When the Great Recession hit at the end of the Bush Administration, short-term stimulus spending was required to keep the economy from a depression, further elevating deficits. But let me get this straight: When a Democrat cannot immediately turn the tide against nearly a decade of irresponsible Republican fiscal policy, we are marching down the road to socialism?

We should also remember that the use of an individual mandate for healthcare was a Republican idea, championed by the Heritage Foundation and advanced by Newt Gingrich and Mitt Romney. It was proposed by Bob Dole as an alternative to “Hillary Care” in the mid 1990s. In short, the centerpiece of The Affordable Care Act was in the Republican mainstream as recently as a couple of years ago. When the mandate was being pushed by Republicans, it was called a free enterprise alternative to European-style systems.
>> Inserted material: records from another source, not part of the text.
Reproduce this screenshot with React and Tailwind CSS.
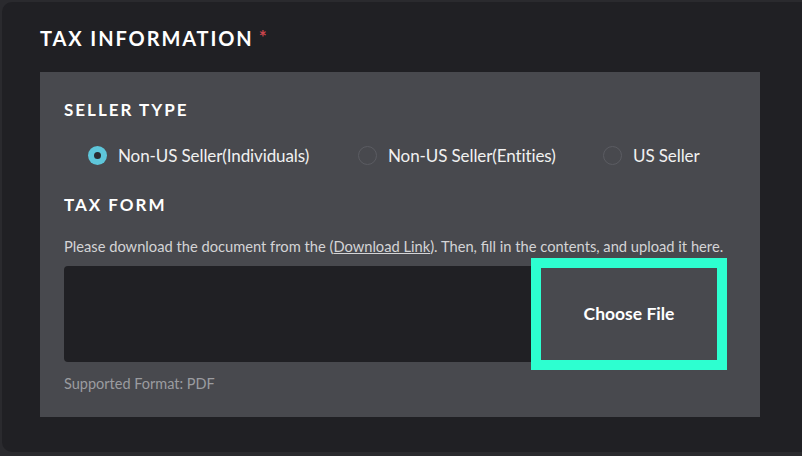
import { useState } from "react";

const SELLER_TYPES = [
  { id: "individual", label: "Non-US Seller(Individuals)", width: "w-[270px]" },
  { id: "entity", label: "Non-US Seller(Entities)", width: "w-[245px]" },
  { id: "us", label: "US Seller", width: "" },
];

function Radio({ checked, label, width, onClick }) {
  return (
    <button onClick={onClick} className={`flex items-center gap-[11px] text-left ${width}`}>
      <span
        className={`w-[19px] h-[19px] shrink-0 rounded-full flex items-center justify-center ${
          checked ? "bg-[#5ec6da]" : "border border-[#5b5c62]"
        }`}
      >
        {checked && <span className="w-[7px] h-[7px] rounded-full bg-[#2a2b30]" />}
      </span>
      <span className="text-[17px] leading-none text-[#f1f1f1] tracking-[-0.1px] whitespace-nowrap">{label}</span>
    </button>
  );
}

export default function App() {
  const [seller, setSeller] = useState("individual");

  return (
    <div className="w-[802px] h-[456px] bg-[#2a2a2e] pt-[2px] pl-[2px] pb-[4px] overflow-hidden font-['Lato',sans-serif]">
      <div className="h-[450px] bg-[#202024] rounded-l-[10px] pt-[26px] pl-[38px]">
        <h2 className="text-[20px] font-bold text-white tracking-[1.9px] flex items-start leading-none">
          TAX INFORMATION<span className="text-[#cc454d] text-[19px] ml-[5px] -mt-[1px]">*</span>
        </h2>

        <div className="mt-[24px] w-[720px] bg-[#48494e] px-[24px] pt-[29px] h-[345px]">
          <h3 className="text-[17px] font-bold text-white tracking-[2px] leading-none">SELLER TYPE</h3>
          <div className="flex mt-[28px] pl-[24px]">
            {SELLER_TYPES.map((s) => (
              <Radio
                key={s.id}
                label={s.label}
                width={s.width}
                checked={seller === s.id}
                onClick={() => setSeller(s.id)}
              />
            ))}
          </div>

          <h3 className="mt-[31px] text-[17px] font-bold text-white tracking-[2px] leading-none">TAX FORM</h3>
          <p className="mt-[26px] text-[14.7px] text-[#d4d4d6] leading-none whitespace-nowrap">
            Please download the document from the (<span className="underline">Download Link</span>). Then, fill in the contents, and upload it here.
          </p>

          <div className="flex items-center mt-[12px]">
            <div className="w-[477px] h-[96px] bg-[#202024] rounded-[4px]" />
            <button className="w-[176px] h-[92px] bg-[#48494e] rounded-none outline-[10px] outline-solid outline-[#2dffd0] text-[17.5px] font-bold text-white">
              Choose File
            </button>
          </div>

          <p className="mt-[15px] text-[14.5px] text-[#9b9ca0] leading-none">Supported Format: PDF</p>
        </div>
      </div>
    </div>
  );
}
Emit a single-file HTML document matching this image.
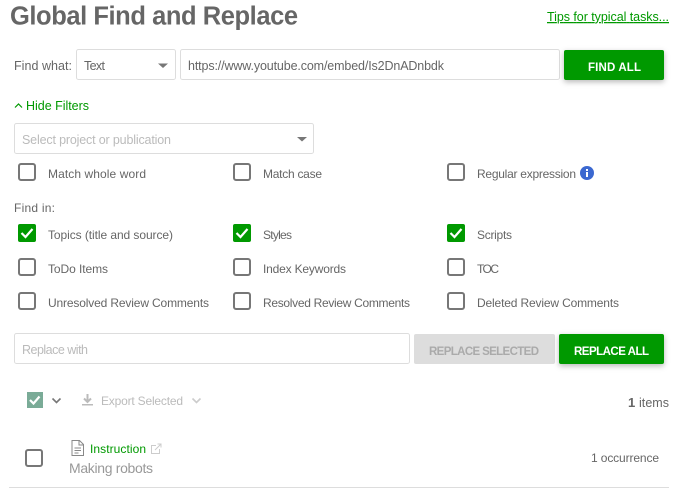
<!DOCTYPE html>
<html><head><meta charset="utf-8"><style>
html,body{margin:0;padding:0;background:#fff;width:680px;height:496px;overflow:hidden}
svg{display:block}
text{font-family:"Liberation Sans",Arial,sans-serif;font-size:12px;fill:#666}
.g{fill:#090}.p{fill:#bbb}
.b{font-weight:bold;fill:#fff;font-size:11.5px}
.cb{fill:#fff;stroke:#777;stroke-width:2}
.cg{fill:#090}
.ck{fill:none;stroke:#fff;stroke-width:2.2}
.bx{fill:#fff;stroke:#ddd;stroke-width:1}
</style></head><body>
<svg width="680" height="496" viewBox="0 0 680 496" xmlns="http://www.w3.org/2000/svg">
<defs>
<filter id="s" x="-20%" y="-30%" width="140%" height="170%"><feDropShadow dx="0" dy="2" stdDeviation="3" flood-color="#000" flood-opacity=".28"/></filter>
</defs>
<text x="10" y="24.5" textLength="288" lengthAdjust="spacing" style="font-size:25.500px;font-weight:bold;fill:#666">Global Find and Replace</text>
<text x="547" y="21" textLength="122" lengthAdjust="spacing" class="g" text-decoration="underline" style="font-size:12.500px">Tips for typical tasks...</text>

<text x="14" y="70" textLength="58" lengthAdjust="spacing" style="font-size:12.500px">Find what:</text>
<rect class="bx" x="76.5" y="49.5" width="99" height="30" rx="2"/>
<text x="84" y="70" textLength="21" lengthAdjust="spacing" style="font-size:12.500px">Text</text>
<path d="M158 63.5h10l-5 4.5z" fill="#777"/>
<rect class="bx" x="180.5" y="49.5" width="379" height="30" rx="2"/>
<text x="188" y="70" textLength="256" lengthAdjust="spacing" style="font-size:12.500px">https://www.youtube.com/embed/Is2DnADnbdk</text>
<rect x="564" y="50" width="100" height="30" rx="2" fill="#090" filter="url(#s)"/>
<text class="b" x="588" y="71" textLength="53" lengthAdjust="spacing">FIND ALL</text>

<path d="M15 107.5l3.5-3.5 3.5 3.5" fill="none" stroke="#090" stroke-width="1.2"/>
<text class="g" x="26" y="110" textLength="63" lengthAdjust="spacing" style="font-size:12.500px">Hide Filters</text>

<rect class="bx" x="14.5" y="123.5" width="299" height="30" rx="2"/>
<text class="p" x="22" y="144" textLength="149" lengthAdjust="spacing" style="font-size:12.500px">Select project or publication</text>
<path d="M297 137h10l-5 4.5z" fill="#777"/>

<!-- row 1 -->
<rect class="cb" x="19" y="164" width="16" height="16" rx="2"/>
<text x="48" y="178" textLength="98" lengthAdjust="spacing">Match whole word</text>
<rect class="cb" x="234" y="164" width="16" height="16" rx="2"/>
<text x="263" y="178" textLength="59" lengthAdjust="spacing">Match case</text>
<rect class="cb" x="448" y="164" width="16" height="16" rx="2"/>
<text x="477" y="178" textLength="99" lengthAdjust="spacing">Regular expression</text>
<circle cx="587" cy="173" r="7" fill="#3b68d0"/>
<rect x="586" y="172" width="2" height="5" fill="#fff"/><rect x="586" y="169" width="2" height="2" fill="#fff"/>

<text x="14" y="212" textLength="41" lengthAdjust="spacing">Find in:</text>

<!-- row 2 -->
<rect class="cg" x="18" y="224" width="18" height="18" rx="2"/>
<path class="ck" d="M21.5 233l4 4 7-8"/>
<text x="48" y="239" textLength="125" lengthAdjust="spacing">Topics (title and source)</text>
<rect class="cg" x="233" y="224" width="18" height="18" rx="2"/>
<path class="ck" d="M236.500 233l4 4 7-8"/>
<text x="263" y="239" textLength="29" lengthAdjust="spacing">Styles</text>
<rect class="cg" x="447" y="224" width="18" height="18" rx="2"/>
<path class="ck" d="M450.500 233l4 4 7-8"/>
<text x="477" y="239" textLength="35" lengthAdjust="spacing">Scripts</text>

<!-- row 3 -->
<rect class="cb" x="19" y="259" width="16" height="16" rx="2"/>
<text x="48" y="273" textLength="60" lengthAdjust="spacing">ToDo Items</text>
<rect class="cb" x="234" y="259" width="16" height="16" rx="2"/>
<text x="263" y="273" textLength="83" lengthAdjust="spacing">Index Keywords</text>
<rect class="cb" x="448" y="259" width="16" height="16" rx="2"/>
<text x="477" y="273" textLength="22" lengthAdjust="spacing">TOC</text>

<!-- row 4 -->
<rect class="cb" x="19" y="293" width="16" height="16" rx="2"/>
<text x="48" y="307" textLength="161" lengthAdjust="spacing">Unresolved Review Comments</text>
<rect class="cb" x="234" y="293" width="16" height="16" rx="2"/>
<text x="263" y="307" textLength="147" lengthAdjust="spacing">Resolved Review Comments</text>
<rect class="cb" x="448" y="293" width="16" height="16" rx="2"/>
<text x="477" y="307" textLength="142" lengthAdjust="spacing">Deleted Review Comments</text>

<!-- replace -->
<rect class="bx" x="14.500" y="333.500" width="395" height="30" rx="2"/>
<text class="p" x="22" y="354" textLength="66" lengthAdjust="spacing" style="font-size:12.500px">Replace with</text>
<rect x="414" y="334" width="141" height="30" rx="2" fill="#ddd"/>
<text class="b" x="429" y="355" textLength="110" lengthAdjust="spacing" style="fill:#aaa">REPLACE SELECTED</text>
<rect x="559" y="334" width="105" height="30" rx="2" fill="#090" filter="url(#s)"/>
<text class="b" x="574" y="355" textLength="75" lengthAdjust="spacing">REPLACE ALL</text>

<!-- toolbar -->
<rect x="27" y="392" width="16" height="16" fill="#7aab97"/>
<path d="M30 400l3.500 3.500 6-7" fill="none" stroke="#fff" stroke-width="2.200"/>
<path d="M52.500 398.500l4 4 4-4" fill="none" stroke="#777" stroke-width="1.600"/>
<path d="M87.500 394v7M84 398.500l3.500 3.500 3.500-3.500" fill="none" stroke="#bbb" stroke-width="2"/>
<rect x="82" y="404" width="11" height="1.500" fill="#bbb"/>
<text class="p" x="101" y="405" textLength="82" lengthAdjust="spacing">Export Selected</text>
<path d="M192.500 398.500l4 4 4-4" fill="none" stroke="#ccc" stroke-width="1.600"/>
<text x="628" y="407" style="font-weight:bold;font-size:13px">1</text>
<text x="639" y="407" textLength="30" lengthAdjust="spacing" style="font-size:12.500px">items</text>

<!-- result -->
<rect class="cb" x="26" y="450" width="16" height="16" rx="2"/>
<path d="M72 440.500h7.500l4 4v11h-11.500zM79 441v4h4M74.500 448h6.500M74.500 450.500h6.500M74.500 453h4" fill="none" stroke="#888" stroke-width="1"/>
<text class="g" x="90" y="453" textLength="56" lengthAdjust="spacing">Instruction</text>
<path d="M156 445.500h-4.500v8h8v-4.500M155 450l6-6M157.500 444h3.500v3.500" fill="none" stroke="#ccc" stroke-width="1"/>
<text x="69" y="473" textLength="84" lengthAdjust="spacing" style="fill:#999;font-size:14px">Making robots</text>
<text x="591" y="462" textLength="68" lengthAdjust="spacing">1 occurrence</text>
<rect x="9" y="487" width="660" height="1" fill="#ddd"/>
</svg>
</body></html>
But now it’s somehow an instrument of government coercion enforced at the point of a gun.

There are too many problems with Wilcox’s analysis of various “great thinkers” to easily dissect, so I’ll leave that for another day (does he seriously equate John Locke to Ayn Rand?), However, I would argue that the ruling from the Supreme Court that corporations have the same free expression rights as U.S. citizens can be neither found nor inferred anywhere in the Constitution and is a far more direct threat to freedom than President Obama’s Auto Bailout or his center-right healthcare policies.